▸ **Your task**
How many lines in these records hold the string "this"? State only that number.

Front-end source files
·····

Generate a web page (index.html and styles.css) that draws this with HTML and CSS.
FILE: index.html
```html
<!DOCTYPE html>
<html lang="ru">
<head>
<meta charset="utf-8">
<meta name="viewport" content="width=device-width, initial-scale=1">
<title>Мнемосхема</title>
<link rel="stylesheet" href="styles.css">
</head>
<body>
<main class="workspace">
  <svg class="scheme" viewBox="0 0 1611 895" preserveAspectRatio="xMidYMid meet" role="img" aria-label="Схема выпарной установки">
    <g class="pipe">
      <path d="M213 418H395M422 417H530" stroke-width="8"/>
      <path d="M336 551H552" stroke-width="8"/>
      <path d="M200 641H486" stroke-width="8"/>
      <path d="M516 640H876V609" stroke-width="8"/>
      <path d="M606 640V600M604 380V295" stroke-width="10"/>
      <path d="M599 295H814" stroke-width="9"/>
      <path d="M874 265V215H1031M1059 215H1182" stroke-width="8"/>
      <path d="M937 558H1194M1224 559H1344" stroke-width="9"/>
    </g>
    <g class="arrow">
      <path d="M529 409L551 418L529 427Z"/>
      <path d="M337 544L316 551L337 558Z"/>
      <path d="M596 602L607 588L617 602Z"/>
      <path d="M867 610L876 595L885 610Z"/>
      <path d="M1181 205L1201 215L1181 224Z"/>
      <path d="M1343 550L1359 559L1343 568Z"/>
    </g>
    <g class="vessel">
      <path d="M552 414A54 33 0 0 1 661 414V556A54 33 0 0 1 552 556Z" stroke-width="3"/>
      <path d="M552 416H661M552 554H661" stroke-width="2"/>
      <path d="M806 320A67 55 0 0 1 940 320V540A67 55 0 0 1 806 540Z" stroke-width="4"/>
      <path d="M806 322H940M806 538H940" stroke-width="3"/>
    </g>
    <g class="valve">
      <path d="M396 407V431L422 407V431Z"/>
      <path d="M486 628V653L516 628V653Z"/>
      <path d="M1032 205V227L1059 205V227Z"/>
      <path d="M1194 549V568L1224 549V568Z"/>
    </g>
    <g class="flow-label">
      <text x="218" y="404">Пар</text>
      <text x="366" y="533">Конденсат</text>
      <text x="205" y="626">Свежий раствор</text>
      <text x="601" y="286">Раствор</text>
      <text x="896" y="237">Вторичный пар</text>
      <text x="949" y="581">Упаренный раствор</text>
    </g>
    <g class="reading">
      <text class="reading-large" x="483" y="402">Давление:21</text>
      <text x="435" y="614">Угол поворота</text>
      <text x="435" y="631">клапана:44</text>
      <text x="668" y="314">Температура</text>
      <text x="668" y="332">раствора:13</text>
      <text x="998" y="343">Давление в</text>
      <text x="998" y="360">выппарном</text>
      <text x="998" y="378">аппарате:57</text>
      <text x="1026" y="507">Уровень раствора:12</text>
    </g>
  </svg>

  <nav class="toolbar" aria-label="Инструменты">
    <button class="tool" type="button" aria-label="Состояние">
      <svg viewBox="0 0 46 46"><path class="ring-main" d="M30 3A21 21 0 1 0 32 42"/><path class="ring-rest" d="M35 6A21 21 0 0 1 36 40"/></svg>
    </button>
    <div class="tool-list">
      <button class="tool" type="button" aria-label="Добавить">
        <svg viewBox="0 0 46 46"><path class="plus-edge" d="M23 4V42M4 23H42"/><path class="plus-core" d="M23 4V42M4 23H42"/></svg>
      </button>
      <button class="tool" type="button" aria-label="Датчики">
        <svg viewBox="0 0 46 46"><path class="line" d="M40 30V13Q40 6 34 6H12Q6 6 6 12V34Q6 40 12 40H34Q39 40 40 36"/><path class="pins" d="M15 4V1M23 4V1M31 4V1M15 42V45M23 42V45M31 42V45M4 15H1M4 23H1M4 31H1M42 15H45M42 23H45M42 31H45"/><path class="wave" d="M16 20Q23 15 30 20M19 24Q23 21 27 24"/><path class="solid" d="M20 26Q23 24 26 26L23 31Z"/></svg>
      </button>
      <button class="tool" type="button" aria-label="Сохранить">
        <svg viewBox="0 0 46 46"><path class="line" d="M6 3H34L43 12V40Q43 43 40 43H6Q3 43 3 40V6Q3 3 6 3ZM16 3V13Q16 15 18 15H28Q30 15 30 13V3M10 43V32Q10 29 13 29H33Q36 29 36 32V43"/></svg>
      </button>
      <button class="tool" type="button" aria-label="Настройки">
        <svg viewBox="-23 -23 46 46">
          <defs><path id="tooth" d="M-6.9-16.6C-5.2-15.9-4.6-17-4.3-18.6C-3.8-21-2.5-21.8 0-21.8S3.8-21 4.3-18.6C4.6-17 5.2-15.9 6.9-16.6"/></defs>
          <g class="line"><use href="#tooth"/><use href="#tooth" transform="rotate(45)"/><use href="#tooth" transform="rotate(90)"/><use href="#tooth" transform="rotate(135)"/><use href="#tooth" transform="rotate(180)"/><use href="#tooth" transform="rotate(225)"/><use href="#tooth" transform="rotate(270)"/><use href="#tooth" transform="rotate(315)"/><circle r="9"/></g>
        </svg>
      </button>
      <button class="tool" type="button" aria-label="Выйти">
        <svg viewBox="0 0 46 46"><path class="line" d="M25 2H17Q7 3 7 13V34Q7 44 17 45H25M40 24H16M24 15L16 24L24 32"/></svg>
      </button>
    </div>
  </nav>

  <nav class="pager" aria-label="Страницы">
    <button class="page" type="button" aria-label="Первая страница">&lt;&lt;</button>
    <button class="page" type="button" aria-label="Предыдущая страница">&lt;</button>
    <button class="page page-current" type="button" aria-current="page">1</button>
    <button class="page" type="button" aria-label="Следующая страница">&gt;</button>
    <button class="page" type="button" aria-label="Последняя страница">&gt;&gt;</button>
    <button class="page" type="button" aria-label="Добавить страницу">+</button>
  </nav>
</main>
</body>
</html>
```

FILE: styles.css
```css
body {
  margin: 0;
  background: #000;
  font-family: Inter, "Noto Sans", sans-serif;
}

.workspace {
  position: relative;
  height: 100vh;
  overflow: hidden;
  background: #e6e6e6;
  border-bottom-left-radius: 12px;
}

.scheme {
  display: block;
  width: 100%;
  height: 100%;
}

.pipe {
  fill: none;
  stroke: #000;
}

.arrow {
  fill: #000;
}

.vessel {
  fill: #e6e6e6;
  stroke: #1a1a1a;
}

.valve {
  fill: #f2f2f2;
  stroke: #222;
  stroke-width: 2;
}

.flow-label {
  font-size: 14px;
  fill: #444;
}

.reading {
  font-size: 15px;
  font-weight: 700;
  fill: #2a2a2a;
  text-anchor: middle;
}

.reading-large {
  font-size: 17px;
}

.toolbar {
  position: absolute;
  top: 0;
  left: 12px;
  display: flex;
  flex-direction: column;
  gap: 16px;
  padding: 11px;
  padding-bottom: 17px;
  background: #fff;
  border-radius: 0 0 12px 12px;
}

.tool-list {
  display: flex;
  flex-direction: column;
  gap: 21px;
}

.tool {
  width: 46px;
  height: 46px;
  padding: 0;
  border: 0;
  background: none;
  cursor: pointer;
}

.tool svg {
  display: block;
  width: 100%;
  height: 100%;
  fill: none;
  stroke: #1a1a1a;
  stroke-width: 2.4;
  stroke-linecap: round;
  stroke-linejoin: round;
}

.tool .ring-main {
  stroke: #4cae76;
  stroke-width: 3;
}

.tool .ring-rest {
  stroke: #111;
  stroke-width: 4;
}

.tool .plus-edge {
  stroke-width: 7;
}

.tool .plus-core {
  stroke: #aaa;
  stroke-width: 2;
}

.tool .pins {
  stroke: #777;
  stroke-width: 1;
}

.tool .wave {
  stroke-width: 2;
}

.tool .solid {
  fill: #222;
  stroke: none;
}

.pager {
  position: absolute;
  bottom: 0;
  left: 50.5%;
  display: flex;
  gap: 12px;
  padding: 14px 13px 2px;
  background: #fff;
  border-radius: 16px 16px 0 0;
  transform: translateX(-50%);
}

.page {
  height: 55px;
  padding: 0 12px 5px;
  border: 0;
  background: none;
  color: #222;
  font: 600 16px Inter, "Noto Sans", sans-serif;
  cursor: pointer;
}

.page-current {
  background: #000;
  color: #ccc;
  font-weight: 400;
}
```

·····

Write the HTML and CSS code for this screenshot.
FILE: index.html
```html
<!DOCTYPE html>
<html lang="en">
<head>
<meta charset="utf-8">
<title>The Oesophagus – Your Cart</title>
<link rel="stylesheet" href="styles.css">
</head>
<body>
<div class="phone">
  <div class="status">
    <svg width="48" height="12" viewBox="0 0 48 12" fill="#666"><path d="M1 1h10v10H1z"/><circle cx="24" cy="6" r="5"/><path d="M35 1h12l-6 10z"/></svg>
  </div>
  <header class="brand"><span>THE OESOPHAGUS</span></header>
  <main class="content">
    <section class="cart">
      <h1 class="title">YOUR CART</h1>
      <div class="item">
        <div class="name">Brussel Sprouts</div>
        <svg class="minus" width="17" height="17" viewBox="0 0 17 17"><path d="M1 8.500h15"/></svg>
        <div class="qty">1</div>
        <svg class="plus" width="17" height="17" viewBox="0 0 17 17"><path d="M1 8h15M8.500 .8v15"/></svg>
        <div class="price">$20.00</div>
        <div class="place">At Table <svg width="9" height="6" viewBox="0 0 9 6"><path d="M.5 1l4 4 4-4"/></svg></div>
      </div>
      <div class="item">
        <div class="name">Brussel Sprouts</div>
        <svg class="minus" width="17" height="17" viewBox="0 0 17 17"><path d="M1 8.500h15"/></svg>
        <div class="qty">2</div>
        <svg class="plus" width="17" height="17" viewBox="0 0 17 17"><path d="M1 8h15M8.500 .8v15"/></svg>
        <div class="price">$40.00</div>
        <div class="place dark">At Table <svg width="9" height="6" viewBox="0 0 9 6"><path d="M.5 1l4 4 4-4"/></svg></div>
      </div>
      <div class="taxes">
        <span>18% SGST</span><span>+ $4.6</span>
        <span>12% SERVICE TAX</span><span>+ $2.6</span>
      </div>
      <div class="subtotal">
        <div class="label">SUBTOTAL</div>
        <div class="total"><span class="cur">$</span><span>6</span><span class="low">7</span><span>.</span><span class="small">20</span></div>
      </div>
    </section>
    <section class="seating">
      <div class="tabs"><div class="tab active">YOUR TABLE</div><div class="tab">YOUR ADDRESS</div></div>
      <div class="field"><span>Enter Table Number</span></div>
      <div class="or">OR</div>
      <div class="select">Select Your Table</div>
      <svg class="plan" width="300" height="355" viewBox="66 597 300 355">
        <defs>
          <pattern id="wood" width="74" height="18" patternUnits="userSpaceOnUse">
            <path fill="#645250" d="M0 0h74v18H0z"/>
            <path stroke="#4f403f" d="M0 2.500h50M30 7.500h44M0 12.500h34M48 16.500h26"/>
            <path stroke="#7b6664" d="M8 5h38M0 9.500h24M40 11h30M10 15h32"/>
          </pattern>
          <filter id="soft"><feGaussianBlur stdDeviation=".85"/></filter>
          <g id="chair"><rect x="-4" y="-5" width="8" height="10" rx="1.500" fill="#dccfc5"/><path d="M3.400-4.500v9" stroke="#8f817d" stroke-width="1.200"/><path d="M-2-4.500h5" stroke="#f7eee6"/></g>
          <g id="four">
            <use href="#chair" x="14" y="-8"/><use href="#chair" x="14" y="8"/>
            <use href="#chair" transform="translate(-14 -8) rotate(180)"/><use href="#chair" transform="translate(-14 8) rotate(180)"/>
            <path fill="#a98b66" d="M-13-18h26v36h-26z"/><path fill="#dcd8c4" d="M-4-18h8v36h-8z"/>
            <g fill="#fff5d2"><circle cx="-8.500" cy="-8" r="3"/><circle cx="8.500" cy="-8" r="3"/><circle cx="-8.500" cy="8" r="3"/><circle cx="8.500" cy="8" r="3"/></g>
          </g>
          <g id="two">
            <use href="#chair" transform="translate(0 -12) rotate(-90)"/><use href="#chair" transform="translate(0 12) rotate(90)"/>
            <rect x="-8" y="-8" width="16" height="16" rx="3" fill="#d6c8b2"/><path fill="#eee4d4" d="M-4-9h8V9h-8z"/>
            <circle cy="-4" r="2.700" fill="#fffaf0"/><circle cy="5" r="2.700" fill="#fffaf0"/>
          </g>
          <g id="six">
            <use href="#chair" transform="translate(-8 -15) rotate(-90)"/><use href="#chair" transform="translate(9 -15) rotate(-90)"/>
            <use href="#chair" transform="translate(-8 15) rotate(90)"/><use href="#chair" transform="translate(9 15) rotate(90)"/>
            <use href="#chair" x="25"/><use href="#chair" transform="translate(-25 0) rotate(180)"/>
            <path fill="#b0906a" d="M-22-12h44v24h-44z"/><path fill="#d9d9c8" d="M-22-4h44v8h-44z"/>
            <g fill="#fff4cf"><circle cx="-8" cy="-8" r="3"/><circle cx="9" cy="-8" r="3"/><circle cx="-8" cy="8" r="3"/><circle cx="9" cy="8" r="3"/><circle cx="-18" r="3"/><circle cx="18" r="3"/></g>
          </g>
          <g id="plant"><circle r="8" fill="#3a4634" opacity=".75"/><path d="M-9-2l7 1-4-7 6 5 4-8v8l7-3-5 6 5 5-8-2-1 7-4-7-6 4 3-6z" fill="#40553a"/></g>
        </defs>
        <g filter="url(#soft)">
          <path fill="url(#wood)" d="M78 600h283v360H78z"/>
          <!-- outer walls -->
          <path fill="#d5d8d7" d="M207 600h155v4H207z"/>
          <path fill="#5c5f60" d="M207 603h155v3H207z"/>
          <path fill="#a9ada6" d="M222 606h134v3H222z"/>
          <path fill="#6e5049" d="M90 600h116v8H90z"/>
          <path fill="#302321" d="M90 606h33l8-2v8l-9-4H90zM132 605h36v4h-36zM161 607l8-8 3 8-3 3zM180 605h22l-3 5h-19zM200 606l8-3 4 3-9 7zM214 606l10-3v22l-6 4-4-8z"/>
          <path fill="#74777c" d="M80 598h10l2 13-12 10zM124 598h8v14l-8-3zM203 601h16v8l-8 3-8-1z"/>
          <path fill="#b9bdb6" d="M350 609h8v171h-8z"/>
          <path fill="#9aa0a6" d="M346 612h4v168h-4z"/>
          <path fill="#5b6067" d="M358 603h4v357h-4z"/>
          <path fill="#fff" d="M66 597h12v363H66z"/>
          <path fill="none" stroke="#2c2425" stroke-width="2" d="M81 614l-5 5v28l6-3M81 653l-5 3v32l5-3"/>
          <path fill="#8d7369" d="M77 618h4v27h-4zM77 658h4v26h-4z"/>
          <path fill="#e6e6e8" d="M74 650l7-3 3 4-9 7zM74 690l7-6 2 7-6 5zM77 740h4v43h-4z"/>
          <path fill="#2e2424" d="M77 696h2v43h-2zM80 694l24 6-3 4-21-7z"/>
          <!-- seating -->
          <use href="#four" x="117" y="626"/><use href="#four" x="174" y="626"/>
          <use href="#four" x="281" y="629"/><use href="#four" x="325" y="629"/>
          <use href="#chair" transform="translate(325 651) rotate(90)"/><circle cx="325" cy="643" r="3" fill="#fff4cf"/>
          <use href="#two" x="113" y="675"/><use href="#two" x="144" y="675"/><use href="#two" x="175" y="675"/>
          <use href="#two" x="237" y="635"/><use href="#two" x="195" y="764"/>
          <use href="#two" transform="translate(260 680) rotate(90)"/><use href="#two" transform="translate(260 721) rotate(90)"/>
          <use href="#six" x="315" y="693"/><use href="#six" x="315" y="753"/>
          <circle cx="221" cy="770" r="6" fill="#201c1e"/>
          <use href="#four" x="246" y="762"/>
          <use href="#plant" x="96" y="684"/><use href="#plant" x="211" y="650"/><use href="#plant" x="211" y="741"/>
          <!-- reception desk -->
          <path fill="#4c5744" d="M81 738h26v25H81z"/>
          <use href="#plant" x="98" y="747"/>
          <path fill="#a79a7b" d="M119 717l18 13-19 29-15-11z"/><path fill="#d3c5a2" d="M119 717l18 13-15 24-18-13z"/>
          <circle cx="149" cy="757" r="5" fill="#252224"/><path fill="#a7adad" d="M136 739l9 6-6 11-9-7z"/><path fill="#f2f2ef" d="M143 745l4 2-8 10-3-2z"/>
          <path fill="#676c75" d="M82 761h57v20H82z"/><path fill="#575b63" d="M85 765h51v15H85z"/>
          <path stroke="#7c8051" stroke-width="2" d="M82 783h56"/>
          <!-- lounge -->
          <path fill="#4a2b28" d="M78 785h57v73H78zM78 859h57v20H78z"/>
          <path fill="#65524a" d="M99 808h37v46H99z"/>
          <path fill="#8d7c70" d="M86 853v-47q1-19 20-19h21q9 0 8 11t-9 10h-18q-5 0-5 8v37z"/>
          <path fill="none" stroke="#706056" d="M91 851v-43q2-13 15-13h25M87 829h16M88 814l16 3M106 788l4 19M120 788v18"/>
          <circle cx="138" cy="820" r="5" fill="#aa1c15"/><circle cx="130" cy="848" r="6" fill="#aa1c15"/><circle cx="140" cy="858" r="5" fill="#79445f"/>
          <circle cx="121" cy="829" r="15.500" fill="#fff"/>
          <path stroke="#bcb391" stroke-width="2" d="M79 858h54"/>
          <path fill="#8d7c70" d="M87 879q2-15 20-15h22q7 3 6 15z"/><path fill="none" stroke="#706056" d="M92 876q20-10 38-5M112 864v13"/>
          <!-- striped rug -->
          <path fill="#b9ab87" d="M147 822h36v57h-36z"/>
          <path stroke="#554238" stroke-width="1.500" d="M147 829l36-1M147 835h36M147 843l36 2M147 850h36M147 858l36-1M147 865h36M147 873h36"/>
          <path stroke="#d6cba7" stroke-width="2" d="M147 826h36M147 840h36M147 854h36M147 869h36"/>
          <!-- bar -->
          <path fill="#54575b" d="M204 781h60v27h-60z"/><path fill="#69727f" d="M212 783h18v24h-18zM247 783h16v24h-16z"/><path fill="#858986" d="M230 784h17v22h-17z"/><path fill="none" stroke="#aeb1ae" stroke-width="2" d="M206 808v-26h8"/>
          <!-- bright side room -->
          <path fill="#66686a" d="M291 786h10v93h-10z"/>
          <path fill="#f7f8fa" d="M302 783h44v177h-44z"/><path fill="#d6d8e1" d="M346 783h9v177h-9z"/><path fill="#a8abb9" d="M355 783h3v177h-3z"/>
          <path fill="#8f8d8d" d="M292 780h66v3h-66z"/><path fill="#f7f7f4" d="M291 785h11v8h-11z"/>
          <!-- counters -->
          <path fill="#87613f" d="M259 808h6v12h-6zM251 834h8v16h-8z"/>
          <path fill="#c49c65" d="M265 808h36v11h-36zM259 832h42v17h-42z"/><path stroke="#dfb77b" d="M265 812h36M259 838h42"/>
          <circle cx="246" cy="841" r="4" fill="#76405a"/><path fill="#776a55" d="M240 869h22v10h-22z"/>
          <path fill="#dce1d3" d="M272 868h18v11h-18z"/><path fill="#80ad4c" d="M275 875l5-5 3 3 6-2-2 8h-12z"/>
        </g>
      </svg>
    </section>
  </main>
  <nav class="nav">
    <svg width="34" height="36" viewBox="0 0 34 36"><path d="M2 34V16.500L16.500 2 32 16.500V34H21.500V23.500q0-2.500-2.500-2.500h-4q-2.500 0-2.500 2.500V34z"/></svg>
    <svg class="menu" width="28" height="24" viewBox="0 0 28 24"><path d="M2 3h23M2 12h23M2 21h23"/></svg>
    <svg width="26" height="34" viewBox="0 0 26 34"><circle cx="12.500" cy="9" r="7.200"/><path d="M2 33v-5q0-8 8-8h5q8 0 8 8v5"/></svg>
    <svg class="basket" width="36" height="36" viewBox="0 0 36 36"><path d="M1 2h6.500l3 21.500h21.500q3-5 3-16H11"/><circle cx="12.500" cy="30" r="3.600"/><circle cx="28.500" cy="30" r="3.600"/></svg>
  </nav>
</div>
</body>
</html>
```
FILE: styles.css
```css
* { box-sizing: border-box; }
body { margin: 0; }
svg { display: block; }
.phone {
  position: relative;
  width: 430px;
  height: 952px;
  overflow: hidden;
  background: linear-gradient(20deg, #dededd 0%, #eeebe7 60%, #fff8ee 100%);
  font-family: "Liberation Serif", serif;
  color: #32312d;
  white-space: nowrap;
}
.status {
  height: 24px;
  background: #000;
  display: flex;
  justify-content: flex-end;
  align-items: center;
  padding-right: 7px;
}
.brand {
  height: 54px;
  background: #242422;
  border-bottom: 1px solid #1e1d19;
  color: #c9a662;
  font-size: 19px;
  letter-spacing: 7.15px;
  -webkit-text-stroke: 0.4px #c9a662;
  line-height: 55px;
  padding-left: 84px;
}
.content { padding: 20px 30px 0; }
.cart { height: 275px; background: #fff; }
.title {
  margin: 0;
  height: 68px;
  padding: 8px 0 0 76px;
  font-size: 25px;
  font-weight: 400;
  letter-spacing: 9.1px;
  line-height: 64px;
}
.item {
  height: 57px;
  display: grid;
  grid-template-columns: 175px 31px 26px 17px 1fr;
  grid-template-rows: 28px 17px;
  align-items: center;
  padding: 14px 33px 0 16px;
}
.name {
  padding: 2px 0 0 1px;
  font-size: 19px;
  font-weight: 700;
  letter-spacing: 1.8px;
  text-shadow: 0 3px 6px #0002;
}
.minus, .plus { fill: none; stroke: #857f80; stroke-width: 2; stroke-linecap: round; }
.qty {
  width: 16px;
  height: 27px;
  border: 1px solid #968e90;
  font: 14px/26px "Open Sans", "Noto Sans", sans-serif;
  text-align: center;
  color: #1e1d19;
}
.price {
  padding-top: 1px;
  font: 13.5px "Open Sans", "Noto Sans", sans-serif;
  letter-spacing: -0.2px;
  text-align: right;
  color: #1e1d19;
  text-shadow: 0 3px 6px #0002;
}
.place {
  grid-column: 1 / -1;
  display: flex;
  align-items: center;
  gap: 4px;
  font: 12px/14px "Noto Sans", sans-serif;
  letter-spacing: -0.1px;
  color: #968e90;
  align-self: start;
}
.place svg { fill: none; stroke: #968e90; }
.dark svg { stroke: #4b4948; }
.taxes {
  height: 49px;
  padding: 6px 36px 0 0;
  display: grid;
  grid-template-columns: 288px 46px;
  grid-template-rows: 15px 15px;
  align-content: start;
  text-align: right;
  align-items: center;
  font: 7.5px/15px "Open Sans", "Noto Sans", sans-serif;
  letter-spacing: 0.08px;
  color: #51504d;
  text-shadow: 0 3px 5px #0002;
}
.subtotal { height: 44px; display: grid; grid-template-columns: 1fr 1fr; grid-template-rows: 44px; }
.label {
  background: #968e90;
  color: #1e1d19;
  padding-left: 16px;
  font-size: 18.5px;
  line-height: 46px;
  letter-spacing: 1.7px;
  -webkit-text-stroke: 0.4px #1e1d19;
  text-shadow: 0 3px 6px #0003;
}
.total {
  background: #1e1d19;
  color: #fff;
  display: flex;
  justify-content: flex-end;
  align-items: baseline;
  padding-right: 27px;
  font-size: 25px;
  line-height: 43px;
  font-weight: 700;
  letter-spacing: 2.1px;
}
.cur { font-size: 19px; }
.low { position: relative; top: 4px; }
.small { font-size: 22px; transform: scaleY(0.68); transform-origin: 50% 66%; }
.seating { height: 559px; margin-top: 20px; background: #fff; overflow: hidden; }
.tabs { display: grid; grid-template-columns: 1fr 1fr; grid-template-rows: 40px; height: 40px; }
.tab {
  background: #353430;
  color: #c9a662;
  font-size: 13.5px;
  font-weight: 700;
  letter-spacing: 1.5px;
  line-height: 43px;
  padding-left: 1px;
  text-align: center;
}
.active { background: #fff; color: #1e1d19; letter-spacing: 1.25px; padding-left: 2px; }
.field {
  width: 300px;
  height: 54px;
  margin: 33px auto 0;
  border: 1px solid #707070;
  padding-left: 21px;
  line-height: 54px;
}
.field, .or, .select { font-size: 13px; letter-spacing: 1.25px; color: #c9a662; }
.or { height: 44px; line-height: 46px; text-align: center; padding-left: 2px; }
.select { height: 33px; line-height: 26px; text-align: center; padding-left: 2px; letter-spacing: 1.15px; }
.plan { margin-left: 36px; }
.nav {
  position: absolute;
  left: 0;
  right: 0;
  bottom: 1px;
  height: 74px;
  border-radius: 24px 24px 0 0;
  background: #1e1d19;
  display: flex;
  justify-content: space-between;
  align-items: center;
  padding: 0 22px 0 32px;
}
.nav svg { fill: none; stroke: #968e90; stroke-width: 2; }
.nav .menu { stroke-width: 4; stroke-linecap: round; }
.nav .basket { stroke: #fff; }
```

·····

▸ **Task response**
2